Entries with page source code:

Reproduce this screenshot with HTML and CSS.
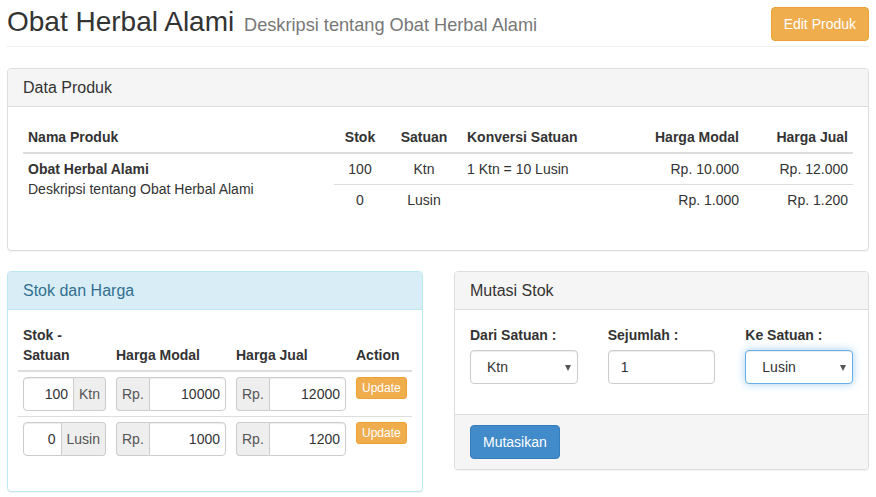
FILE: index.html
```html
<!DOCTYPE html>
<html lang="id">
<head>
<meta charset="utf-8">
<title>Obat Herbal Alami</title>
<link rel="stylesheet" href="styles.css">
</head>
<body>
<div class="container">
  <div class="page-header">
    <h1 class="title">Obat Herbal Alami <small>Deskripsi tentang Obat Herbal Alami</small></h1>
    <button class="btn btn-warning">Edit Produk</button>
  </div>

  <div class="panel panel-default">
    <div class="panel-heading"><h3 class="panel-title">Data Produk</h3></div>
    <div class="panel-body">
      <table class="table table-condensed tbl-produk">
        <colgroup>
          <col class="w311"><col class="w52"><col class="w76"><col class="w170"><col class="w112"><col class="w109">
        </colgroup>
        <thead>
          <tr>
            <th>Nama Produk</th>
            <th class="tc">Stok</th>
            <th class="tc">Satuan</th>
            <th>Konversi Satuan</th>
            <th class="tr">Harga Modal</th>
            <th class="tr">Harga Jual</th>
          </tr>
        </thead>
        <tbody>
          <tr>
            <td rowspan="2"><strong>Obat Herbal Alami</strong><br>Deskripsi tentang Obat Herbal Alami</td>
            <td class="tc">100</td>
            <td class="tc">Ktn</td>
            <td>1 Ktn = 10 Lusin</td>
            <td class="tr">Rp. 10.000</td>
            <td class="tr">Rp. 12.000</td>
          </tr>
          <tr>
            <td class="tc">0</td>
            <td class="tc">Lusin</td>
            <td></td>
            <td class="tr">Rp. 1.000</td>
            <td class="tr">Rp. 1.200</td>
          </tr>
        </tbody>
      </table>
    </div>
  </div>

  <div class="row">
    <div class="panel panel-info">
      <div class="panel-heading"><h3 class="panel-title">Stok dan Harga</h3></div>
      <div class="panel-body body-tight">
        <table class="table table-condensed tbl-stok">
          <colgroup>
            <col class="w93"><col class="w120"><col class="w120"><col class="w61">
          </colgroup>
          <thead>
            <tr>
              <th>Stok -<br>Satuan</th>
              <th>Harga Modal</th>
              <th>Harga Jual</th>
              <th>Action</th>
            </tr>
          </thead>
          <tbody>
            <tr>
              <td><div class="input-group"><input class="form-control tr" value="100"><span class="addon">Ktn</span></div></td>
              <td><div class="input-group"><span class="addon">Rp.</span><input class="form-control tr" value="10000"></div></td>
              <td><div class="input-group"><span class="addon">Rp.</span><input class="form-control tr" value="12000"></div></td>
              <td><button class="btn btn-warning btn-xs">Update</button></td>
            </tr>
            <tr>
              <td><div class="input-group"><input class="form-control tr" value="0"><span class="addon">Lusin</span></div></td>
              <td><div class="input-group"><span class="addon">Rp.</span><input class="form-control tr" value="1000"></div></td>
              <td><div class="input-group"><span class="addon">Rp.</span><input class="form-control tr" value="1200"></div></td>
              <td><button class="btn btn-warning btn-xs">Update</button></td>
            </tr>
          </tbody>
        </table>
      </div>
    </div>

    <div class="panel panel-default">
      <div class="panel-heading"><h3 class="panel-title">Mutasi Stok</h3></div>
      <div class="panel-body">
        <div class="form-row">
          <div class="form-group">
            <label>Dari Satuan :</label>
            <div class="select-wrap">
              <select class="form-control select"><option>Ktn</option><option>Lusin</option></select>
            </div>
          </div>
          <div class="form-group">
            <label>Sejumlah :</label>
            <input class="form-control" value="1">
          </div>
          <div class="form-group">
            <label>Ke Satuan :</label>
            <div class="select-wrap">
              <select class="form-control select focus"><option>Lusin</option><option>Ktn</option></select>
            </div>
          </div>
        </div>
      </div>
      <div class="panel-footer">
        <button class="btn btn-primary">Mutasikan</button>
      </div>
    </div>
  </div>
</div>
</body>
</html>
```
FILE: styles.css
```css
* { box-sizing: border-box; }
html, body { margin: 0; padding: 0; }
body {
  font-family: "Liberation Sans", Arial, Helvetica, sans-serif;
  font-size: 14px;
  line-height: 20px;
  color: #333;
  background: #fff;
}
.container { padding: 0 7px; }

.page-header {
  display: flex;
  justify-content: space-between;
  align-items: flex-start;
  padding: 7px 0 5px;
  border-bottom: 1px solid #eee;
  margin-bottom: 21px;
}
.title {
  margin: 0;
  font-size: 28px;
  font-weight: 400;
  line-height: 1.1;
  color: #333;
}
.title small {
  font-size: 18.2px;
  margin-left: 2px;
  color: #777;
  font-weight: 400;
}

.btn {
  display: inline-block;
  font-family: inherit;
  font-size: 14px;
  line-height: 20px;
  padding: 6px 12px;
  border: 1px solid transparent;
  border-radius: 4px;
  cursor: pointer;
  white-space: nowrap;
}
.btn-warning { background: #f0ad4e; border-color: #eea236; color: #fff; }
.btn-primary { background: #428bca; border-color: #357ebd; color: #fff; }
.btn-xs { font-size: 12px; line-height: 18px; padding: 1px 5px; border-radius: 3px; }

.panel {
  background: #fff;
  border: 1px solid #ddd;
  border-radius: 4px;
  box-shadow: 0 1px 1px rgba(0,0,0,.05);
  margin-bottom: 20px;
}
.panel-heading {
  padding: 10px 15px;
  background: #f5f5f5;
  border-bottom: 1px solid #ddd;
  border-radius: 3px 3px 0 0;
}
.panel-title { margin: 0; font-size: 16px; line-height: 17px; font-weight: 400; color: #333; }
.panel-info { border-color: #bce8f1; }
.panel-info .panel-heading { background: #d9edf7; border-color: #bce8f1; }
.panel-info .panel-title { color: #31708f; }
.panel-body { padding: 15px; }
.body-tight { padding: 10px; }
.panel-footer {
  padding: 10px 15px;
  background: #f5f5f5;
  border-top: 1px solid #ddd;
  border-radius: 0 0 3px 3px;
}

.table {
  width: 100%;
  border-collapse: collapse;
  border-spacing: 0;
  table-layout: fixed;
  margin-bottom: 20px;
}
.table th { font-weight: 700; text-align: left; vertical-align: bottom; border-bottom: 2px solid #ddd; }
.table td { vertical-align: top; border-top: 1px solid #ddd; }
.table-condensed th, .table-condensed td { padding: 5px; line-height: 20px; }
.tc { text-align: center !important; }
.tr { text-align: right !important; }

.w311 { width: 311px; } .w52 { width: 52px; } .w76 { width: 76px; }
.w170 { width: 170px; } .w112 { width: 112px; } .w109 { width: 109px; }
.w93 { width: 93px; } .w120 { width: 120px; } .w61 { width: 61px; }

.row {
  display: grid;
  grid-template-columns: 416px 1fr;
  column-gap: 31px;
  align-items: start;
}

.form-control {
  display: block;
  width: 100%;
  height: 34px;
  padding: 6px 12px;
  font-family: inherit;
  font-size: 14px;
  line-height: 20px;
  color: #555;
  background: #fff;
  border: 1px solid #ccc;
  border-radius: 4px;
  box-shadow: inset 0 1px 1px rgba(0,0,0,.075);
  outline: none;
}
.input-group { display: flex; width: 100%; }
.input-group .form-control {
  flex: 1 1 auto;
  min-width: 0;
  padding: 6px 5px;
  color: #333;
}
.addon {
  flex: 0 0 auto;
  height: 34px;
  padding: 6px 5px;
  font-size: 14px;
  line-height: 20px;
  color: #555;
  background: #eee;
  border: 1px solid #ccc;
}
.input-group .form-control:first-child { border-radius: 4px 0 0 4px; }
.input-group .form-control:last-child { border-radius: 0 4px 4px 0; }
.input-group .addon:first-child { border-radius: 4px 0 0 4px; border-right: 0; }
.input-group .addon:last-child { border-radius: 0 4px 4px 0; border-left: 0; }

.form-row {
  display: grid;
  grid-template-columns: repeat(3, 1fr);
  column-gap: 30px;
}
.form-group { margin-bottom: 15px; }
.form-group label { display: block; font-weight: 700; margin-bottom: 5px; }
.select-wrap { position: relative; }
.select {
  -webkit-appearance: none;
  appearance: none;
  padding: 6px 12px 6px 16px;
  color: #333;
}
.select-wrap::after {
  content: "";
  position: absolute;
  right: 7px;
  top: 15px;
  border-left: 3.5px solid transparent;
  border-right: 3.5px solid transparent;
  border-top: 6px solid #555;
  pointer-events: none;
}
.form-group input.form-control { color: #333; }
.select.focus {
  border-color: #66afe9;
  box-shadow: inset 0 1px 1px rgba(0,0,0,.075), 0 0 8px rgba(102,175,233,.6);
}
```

---

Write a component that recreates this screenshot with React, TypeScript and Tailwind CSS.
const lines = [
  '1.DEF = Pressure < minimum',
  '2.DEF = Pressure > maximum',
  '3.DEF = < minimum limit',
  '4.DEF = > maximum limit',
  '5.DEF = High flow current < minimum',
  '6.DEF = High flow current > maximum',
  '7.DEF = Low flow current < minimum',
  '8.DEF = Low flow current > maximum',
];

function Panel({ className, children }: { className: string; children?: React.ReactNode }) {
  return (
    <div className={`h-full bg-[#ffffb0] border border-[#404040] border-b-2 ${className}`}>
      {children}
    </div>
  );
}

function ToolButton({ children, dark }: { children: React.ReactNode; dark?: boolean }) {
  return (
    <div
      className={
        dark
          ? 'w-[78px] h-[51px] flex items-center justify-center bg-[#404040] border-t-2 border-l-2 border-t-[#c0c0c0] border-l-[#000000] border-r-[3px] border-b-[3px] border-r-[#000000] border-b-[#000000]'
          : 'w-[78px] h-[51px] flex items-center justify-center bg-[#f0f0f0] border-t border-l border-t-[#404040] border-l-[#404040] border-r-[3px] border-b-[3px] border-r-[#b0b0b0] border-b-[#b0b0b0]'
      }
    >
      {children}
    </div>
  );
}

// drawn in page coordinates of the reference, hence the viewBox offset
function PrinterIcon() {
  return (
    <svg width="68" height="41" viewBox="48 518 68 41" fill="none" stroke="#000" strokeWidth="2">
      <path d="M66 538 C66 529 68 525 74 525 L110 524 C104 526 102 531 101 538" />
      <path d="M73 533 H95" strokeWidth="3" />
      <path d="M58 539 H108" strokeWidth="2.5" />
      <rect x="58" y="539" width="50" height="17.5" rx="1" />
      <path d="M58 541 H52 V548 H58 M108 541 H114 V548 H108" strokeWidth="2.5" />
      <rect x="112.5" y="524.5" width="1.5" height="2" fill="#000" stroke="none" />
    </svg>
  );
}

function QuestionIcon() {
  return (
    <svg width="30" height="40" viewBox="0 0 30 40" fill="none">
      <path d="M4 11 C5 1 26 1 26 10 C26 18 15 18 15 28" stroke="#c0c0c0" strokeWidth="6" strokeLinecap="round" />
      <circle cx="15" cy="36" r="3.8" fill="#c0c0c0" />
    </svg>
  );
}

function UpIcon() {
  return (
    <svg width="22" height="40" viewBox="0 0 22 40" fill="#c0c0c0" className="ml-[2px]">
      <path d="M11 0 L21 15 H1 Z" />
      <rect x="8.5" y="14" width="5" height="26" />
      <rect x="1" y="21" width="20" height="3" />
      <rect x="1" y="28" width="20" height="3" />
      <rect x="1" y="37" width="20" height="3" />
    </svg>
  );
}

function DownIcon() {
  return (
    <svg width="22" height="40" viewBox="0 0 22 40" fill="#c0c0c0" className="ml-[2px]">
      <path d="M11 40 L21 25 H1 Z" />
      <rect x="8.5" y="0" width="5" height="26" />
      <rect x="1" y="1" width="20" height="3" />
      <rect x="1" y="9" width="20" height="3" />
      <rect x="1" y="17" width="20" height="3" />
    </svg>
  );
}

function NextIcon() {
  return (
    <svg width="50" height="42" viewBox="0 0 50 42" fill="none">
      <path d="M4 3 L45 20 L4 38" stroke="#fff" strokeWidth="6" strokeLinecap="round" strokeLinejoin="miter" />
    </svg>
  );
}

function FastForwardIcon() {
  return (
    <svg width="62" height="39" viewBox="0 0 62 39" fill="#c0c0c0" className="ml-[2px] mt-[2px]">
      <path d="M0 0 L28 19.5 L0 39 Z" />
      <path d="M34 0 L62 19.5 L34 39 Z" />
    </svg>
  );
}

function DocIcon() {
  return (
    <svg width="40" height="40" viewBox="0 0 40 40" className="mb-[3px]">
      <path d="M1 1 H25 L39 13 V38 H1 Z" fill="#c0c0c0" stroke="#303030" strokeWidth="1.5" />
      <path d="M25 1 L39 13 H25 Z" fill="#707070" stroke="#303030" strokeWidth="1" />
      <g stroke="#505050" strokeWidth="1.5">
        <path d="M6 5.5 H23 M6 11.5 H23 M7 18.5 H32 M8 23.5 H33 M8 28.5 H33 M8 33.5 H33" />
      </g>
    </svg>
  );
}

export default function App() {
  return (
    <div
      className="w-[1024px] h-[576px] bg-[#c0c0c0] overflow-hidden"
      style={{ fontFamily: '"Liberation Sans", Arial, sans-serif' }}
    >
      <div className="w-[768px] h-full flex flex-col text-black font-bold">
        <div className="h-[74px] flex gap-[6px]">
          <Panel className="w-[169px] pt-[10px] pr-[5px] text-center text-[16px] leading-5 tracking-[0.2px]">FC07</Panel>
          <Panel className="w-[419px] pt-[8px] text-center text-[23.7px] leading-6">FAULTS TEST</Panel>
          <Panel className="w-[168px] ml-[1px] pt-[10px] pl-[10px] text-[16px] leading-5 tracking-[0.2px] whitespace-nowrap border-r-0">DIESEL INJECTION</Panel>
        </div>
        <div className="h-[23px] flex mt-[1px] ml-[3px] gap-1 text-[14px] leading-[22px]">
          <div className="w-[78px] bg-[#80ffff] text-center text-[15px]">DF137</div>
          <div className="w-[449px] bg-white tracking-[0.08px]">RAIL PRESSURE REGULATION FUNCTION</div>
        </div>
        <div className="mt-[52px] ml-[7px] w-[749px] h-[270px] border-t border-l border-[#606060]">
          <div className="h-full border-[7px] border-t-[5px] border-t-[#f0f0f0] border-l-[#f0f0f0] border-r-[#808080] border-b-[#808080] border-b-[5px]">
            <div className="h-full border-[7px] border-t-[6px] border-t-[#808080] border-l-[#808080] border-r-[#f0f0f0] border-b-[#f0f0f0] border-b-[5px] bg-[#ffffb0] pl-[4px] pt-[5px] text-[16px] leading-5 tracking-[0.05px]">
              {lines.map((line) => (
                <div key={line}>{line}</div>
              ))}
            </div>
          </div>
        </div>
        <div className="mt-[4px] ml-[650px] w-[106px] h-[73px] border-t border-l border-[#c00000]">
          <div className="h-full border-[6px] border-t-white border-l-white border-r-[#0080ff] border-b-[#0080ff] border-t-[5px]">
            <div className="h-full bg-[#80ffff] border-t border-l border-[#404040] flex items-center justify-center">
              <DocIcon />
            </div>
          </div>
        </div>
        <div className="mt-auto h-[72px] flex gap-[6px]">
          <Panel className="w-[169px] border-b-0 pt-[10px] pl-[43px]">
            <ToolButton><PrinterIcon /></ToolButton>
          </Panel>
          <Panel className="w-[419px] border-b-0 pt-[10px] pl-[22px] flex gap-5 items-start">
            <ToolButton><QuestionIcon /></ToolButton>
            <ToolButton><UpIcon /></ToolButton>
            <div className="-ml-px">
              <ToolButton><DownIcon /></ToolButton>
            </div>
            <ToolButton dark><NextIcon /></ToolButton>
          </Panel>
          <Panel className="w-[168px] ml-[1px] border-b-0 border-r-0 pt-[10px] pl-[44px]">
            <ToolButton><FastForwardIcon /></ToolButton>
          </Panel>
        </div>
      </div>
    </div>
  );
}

• **Task description**: Above are some records. Count the lines among them with the word "this", and answer with the number only.

• **Exercise response**: 2